Given data:
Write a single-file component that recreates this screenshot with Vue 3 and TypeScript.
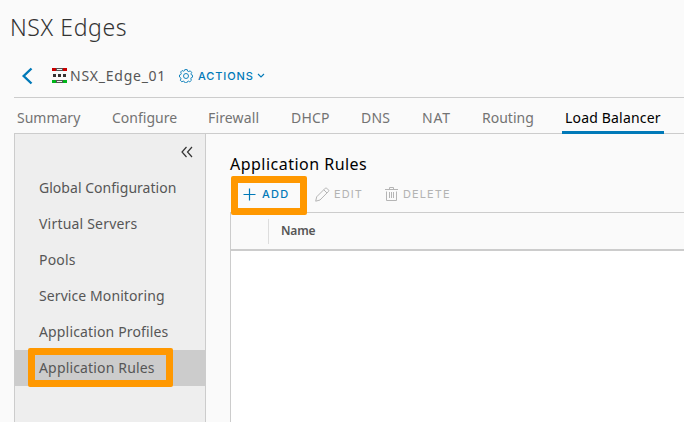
<script setup lang="ts">
interface Tab { label: string; slot: number; spacing: number }

const tabs: Tab[] = [
  { label: 'Summary', slot: 95, spacing: 0 },
  { label: 'Configure', slot: 96, spacing: 0 },
  { label: 'Firewall', slot: 83, spacing: 0.15 },
  { label: 'DHCP', slot: 70, spacing: 0.2 },
  { label: 'DNS', slot: 61, spacing: 0.2 },
  { label: 'NAT', slot: 60, spacing: 0.8 },
  { label: 'Routing', slot: 83, spacing: 0 },
  { label: 'Load Balancer', slot: 102, spacing: 0.18 },
]
const activeTab = 'Load Balancer'

const menu = [
  { label: 'Global Configuration', spacing: 0.03 },
  { label: 'Virtual Servers', spacing: 0.2 },
  { label: 'Pools', spacing: 0.2 },
  { label: 'Service Monitoring', spacing: 0.09 },
  { label: 'Application Profiles', spacing: 0.15 },
  { label: 'Application Rules', spacing: 0.16 },
]
const activeItem = 'Application Rules'
</script>

<template>
  <div class="page">
    <h1>NSX Edges</h1>
    <header class="object-bar">
      <svg class="back" width="12" height="18" viewBox="0 0 12 18"><path d="M10.500 1.500 2.700 9l7.800 7.500" fill="none" stroke="#0079b8" stroke-width="2.400" /></svg>
      <svg class="edge-icon" width="15" height="15" viewBox="0 0 15 15" shape-rendering="crispEdges">
        <path fill="#555" d="M0 0h15v3H0zM0 12h15v3H0z" />
        <path fill="#333" d="M1 6h3v3H1zM6 6h3v3H6zM11 6h3v3h-3z" />
        <path fill="#c80000" d="M0 0h4v3H0zM11 0h4v3h-4z" />
        <path fill="#00b51a" d="M0 12h4v3H0zM11 12h4v3h-4z" />
        <path fill="#eee" d="M5 1h5v1H5zM5 13h5v1H5z" />
      </svg>
      <span class="object-name">NSX_Edge_01</span>
      <button class="actions">
        <svg width="14" height="14" viewBox="0 0 14 14" fill="none" stroke="#0079b8">
          <path d="M5.8.6h2.4l.4 1.5 1.2.5 1.4-.8 1.5 1.6-.7 1.4.4 1.1 1.1.3v2l-1.300.5-.4 1.200.6 1.400-1.600 1.500-1.400-.7-1.100.5-.5 1.300H6l-.6-1.300-1.200-.5-1.400.7-1.500-1.600.7-1.400-.5-1.200L.5 8V6l1.300-.5.5-1.200-.7-1.300 1.500-1.500 1.400.7 1-.5z" stroke-width=".9" />
          <circle cx="7" cy="7" r="2.500" stroke-width=".9" />
        </svg>
        <span>ACTIONS</span>
        <svg class="caret" width="8" height="6" viewBox="0 0 8 6"><path d="m1 1 3 3 3-3" fill="none" stroke="#0079b8" stroke-width="1.100" /></svg>
      </button>
    </header>

    <nav class="tabs">
      <div v-for="tab in tabs" :key="tab.label" class="tab-slot" :style="{ width: tab.slot + 'px' }">
        <a :class="{ active: tab.label === activeTab }" :style="{ letterSpacing: tab.spacing + 'px' }">{{ tab.label }}</a>
      </div>
    </nav>

    <div class="body">
      <aside>
        <svg class="collapse" width="12" height="12" viewBox="0 0 12 12"><path d="M5.500 1 1 6l4.500 5M11 1 6.500 6 11 11" fill="none" stroke="#333" stroke-width="1.200" /></svg>
        <ul>
          <li v-for="item in menu" :key="item.label" :class="{ selected: item.label === activeItem }">
            <span :style="{ letterSpacing: item.spacing + 'px' }">{{ item.label }}</span>
            <i v-if="item.label === activeItem" class="highlight" />
          </li>
        </ul>
      </aside>
      <main>
        <h2>Application Rules</h2>
        <div class="toolbar">
          <button class="tool add">
            <svg width="13" height="13" viewBox="0 0 13 13"><path d="M6.500 .5v12M.5 6.500h12" fill="none" stroke="#0079b8" stroke-width="1.200" /></svg>
            <span>ADD</span>
            <i class="highlight" />
          </button>
          <button class="tool edit">
            <svg width="15" height="15" viewBox="0 0 15 15" fill="none" stroke="#b5b5b5"><path d="m1.700 9.800 8.600-8.600q.7-.7 1.400 0l1.800 1.800q.7.7 0 1.400L5 13l-4.300 1.200zM8.800 2.800l3.200 3.200" /></svg>
            <span>EDIT</span>
          </button>
          <button class="tool delete">
            <svg width="13" height="14" viewBox="0 0 13 14" fill="none" stroke="#b5b5b5"><path d="M0 2.500h13M4.500 2.500v-2h4v2M1.500 4.500v9h10v-9M4.500 5v6M6.500 5v6M8.500 5v6" /></svg>
            <span>DELETE</span>
          </button>
        </div>
        <section class="grid">
          <div class="grid-head">
            <div class="check-column" />
            <div class="name-column">Name</div>
          </div>
        </section>
      </main>
    </div>
  </div>
</template>

<style>
body { background: #fafafa; overflow: hidden; }
</style>

<style scoped>
* { box-sizing: border-box; }
.page { display: flex; flex-direction: column; width: 684px; height: 422px; overflow: hidden; background: #fafafa; color: #565656; font-family: "Noto Sans", "Open Sans", sans-serif; font-size: 14px; white-space: nowrap; }
h1 { margin: 0; height: 54px; padding: 10px 0 0 10px; color: #333; font-size: 23px; letter-spacing: .6px; line-height: 34px; font-weight: 300; }
.object-bar { display: flex; align-items: center; height: 44px; margin-left: 14px; border-bottom: 1px solid #ccc; }
.back { margin-left: 7px; }
.edge-icon { margin-left: 19px; }
.object-name { width: 109px; padding-left: 3px; letter-spacing: .75px; margin-top: -1px; }
button { position: relative; display: flex; align-items: center; padding: 0; border: 0; background: none; font-family: Inter, "Open Sans", sans-serif; }
.actions { color: #0079b8; font-size: 11px; font-weight: 500; letter-spacing: .9px; margin-left: 3px; }
.actions span { width: 59px; margin-left: 5px; text-align: left; }
.tabs { display: flex; height: 36px; margin-left: 14px; border-bottom: 1px solid #ccc; }
.tab-slot { flex: none; height: 36px; }
.tab-slot a { display: block; height: 36px; padding-left: 3px; line-height: 40px; color: #737373; }
.tab-slot a.active { color: #000; border-bottom: 3px solid #0079b8; }
.body { display: flex; flex: 1; min-height: 0; margin-left: 14px; }
aside { width: 192px; padding-top: 12px; border: solid #ccc; border-width: 0 1px; background: #eee; }
.collapse { display: block; margin: 0 0 24px 166px; }
ul { list-style: none; margin: 0; padding: 0; }
aside ul { margin-top: -12px; padding: 0; }
li { position: relative; display: flex; align-items: center; height: 36px; padding: 0 0 2px 24px; }
.selected { background: #ccc; }
.highlight { position: absolute; border: 7px solid #ff9800; border-radius: 2px; }
li .highlight { left: 13px; top: -2px; width: 145px; height: 39px; }
main { display: flex; flex: 1; flex-direction: column; padding: 20px 0 0 24px; }
h2 { margin: 0; height: 22px; font-size: 16px; letter-spacing: .48px; line-height: 21px; font-weight: 400; color: #000; }
.toolbar { display: flex; height: 36px; }
.tool { height: 36px; color: #b3b3b3; font-size: 11px; font-weight: 400; letter-spacing: 1.100px; }
.tool.add { width: 85px; padding-left: 13px; color: #0079b8; font-weight: 500; }
.add span { margin-left: 6px; letter-spacing: 1.200px; }
.add .highlight { left: 1px; top: 0; width: 76px; height: 39px; z-index: 1; }
.edit { width: 70px; }
.edit span { margin-left: 4px; }
.delete span { margin-left: 5px; }
.grid { flex: 1; border: solid #ccc; border-width: 1px 0 0 1px; background: #fff; }
.grid-head { display: flex; align-items: center; height: 38px; border-bottom: 2px solid #ccc; background: #fafafa; }
.check-column { width: 38px; height: 25px; border-right: 1px solid #ddd; }
.name-column { padding: 0 0 2px 12px; font-size: 12px; font-weight: 600; letter-spacing: -.15px; }
</style>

What needs to be done: From the first line of the material down to the line containing "const activeTab = 'Load Balancer'", inclusive, return each line exactly, skipping any picture.

Reply to the exercise:
Write a single-file component that recreates this screenshot with Vue 3 and TypeScript.
<script setup lang="ts">
interface Tab { label: string; slot: number; spacing: number }

const tabs: Tab[] = [
  { label: 'Summary', slot: 95, spacing: 0 },
  { label: 'Configure', slot: 96, spacing: 0 },
  { label: 'Firewall', slot: 83, spacing: 0.15 },
  { label: 'DHCP', slot: 70, spacing: 0.2 },
  { label: 'DNS', slot: 61, spacing: 0.2 },
  { label: 'NAT', slot: 60, spacing: 0.8 },
  { label: 'Routing', slot: 83, spacing: 0 },
  { label: 'Load Balancer', slot: 102, spacing: 0.18 },
]
const activeTab = 'Load Balancer'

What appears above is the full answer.